Task statement: Report how many lines contain the word "document"; answer with the number only.

##### Dataset extract

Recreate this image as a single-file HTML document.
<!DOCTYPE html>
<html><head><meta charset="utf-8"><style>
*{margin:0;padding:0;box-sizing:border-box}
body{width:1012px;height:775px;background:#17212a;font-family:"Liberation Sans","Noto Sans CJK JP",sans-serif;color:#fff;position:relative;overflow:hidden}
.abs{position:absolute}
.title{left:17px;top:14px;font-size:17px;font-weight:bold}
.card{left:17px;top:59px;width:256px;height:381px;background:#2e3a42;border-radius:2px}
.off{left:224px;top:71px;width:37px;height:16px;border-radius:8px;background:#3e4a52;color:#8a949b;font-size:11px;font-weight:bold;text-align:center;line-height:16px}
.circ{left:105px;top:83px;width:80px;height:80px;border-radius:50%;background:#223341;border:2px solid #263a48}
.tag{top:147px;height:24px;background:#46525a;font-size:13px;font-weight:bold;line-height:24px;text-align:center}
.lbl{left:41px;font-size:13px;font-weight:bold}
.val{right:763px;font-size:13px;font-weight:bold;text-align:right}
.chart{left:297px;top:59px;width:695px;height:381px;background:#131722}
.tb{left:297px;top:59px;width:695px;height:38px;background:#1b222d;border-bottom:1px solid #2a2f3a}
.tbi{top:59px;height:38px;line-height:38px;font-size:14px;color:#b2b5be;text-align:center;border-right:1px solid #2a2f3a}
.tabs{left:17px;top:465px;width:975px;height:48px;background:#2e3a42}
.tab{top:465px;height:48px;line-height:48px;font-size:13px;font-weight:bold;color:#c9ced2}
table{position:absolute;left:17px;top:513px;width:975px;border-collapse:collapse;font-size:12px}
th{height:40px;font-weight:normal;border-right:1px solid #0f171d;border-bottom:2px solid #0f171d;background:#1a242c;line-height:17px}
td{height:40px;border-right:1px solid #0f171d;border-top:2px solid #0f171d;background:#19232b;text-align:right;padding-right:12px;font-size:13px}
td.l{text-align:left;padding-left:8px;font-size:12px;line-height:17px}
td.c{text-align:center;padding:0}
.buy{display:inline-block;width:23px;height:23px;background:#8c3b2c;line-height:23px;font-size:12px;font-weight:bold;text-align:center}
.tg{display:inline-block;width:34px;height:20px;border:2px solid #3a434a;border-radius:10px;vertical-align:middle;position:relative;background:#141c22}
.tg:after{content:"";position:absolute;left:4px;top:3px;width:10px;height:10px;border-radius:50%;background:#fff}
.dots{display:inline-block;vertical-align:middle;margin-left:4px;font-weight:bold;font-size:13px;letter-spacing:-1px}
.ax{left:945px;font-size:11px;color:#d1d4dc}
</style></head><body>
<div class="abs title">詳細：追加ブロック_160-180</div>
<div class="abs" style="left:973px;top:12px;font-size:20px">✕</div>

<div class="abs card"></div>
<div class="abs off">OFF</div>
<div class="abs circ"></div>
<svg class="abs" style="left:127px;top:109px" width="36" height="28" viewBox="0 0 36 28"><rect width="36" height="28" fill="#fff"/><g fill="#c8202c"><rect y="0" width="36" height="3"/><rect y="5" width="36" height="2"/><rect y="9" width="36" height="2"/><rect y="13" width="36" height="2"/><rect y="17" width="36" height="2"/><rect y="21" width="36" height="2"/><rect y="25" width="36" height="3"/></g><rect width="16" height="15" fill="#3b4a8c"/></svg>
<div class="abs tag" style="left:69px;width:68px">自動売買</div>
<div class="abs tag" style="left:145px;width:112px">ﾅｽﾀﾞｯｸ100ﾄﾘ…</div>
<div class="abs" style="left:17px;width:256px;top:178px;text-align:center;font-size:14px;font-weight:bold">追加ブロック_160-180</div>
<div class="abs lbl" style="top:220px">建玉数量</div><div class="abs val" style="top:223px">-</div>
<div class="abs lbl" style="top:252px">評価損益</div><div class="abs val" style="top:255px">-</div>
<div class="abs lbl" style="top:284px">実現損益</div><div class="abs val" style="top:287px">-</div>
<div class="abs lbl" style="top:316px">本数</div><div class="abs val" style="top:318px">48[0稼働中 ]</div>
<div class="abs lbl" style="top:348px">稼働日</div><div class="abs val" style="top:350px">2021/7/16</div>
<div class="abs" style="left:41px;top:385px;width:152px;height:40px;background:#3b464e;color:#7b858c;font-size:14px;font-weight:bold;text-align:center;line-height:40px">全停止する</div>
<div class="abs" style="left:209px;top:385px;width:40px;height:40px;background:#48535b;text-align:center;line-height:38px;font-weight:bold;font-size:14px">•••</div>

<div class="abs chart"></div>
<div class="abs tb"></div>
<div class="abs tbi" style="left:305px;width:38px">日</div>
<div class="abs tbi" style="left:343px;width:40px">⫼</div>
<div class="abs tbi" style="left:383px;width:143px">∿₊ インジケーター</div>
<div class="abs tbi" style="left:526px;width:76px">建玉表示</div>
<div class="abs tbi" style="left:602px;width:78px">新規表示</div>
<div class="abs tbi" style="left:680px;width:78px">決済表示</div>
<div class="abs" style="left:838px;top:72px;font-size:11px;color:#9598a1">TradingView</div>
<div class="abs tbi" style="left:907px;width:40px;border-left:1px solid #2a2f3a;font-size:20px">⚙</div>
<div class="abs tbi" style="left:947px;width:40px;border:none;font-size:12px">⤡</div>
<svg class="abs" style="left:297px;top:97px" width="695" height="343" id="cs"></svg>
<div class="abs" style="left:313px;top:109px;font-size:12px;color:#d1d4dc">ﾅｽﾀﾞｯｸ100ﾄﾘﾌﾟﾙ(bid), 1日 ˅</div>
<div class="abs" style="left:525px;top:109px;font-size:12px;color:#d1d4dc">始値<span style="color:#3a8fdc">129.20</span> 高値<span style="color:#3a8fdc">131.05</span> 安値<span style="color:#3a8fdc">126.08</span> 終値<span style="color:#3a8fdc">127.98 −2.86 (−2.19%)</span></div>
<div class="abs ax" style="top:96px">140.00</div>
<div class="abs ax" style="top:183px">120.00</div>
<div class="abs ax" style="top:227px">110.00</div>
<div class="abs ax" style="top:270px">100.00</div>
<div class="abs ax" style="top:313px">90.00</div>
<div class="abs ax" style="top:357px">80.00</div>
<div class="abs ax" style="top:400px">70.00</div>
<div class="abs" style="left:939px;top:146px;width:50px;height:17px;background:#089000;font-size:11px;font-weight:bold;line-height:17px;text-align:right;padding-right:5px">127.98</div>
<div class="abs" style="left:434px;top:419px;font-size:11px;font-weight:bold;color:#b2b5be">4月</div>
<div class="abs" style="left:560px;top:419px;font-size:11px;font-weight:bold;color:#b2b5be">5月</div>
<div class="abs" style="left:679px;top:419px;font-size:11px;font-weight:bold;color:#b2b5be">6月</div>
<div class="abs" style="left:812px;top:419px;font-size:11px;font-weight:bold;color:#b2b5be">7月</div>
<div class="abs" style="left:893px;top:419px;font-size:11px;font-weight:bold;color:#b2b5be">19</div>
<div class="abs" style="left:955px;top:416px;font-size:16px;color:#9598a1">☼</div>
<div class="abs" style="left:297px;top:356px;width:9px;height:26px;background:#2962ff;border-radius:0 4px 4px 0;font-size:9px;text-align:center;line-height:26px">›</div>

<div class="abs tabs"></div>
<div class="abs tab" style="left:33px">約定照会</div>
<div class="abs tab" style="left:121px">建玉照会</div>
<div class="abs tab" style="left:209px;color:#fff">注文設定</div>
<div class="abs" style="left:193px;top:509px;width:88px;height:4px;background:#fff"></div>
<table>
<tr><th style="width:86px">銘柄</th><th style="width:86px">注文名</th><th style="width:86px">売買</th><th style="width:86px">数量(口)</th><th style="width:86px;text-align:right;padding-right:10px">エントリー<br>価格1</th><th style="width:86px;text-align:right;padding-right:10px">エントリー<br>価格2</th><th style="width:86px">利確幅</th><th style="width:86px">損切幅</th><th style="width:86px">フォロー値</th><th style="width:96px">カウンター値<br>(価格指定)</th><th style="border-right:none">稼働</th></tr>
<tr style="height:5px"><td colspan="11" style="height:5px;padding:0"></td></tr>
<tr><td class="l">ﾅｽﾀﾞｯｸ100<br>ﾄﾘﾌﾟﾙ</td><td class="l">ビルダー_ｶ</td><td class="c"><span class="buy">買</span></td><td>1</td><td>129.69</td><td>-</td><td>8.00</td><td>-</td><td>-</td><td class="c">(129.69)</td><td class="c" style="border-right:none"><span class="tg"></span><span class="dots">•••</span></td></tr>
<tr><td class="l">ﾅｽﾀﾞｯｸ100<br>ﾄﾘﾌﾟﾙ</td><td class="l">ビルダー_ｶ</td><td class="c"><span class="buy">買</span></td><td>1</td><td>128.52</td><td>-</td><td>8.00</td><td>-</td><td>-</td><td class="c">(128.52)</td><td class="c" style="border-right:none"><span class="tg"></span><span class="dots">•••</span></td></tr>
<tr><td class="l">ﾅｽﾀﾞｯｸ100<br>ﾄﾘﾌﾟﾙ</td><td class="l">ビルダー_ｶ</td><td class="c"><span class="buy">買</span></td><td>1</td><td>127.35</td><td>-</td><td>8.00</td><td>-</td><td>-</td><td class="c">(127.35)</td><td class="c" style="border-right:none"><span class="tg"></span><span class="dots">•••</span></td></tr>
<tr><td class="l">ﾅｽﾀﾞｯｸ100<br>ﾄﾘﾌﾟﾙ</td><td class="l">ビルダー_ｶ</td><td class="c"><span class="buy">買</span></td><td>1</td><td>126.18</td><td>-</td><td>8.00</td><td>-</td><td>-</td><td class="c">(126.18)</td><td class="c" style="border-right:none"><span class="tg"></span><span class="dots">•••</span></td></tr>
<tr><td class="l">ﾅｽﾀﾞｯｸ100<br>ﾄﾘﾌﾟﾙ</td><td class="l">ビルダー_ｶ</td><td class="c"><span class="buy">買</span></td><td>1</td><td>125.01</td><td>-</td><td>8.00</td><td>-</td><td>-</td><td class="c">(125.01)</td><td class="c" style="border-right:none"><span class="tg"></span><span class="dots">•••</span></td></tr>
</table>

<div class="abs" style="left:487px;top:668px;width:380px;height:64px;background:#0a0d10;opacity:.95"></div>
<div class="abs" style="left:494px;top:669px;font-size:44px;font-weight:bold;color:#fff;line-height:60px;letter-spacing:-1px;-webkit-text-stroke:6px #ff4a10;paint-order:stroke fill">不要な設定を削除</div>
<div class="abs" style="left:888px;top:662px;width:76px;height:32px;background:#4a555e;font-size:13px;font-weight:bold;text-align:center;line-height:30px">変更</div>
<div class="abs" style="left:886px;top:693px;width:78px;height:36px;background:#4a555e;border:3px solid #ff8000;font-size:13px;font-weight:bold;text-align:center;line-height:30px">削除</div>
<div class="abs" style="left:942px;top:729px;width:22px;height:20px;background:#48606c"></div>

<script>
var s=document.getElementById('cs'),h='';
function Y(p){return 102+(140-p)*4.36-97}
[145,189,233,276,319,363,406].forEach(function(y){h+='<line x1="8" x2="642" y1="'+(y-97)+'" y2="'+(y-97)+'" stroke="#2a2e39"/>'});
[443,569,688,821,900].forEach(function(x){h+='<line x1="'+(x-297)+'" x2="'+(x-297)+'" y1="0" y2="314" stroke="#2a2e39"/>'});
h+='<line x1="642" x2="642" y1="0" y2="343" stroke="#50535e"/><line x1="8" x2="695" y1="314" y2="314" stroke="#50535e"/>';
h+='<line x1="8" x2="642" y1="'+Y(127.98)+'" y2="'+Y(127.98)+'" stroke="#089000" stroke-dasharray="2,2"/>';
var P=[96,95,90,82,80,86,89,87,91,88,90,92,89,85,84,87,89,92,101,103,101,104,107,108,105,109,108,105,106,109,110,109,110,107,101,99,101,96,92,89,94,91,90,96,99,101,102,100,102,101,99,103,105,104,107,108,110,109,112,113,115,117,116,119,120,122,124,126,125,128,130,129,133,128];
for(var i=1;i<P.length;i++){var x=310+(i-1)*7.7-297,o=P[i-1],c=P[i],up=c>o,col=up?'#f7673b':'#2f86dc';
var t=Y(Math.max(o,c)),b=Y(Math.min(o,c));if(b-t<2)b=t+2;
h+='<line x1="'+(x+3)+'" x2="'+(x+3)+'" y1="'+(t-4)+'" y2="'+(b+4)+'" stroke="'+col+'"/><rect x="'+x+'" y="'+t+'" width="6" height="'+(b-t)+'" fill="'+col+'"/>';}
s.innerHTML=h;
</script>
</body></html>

##########

Task solution: 2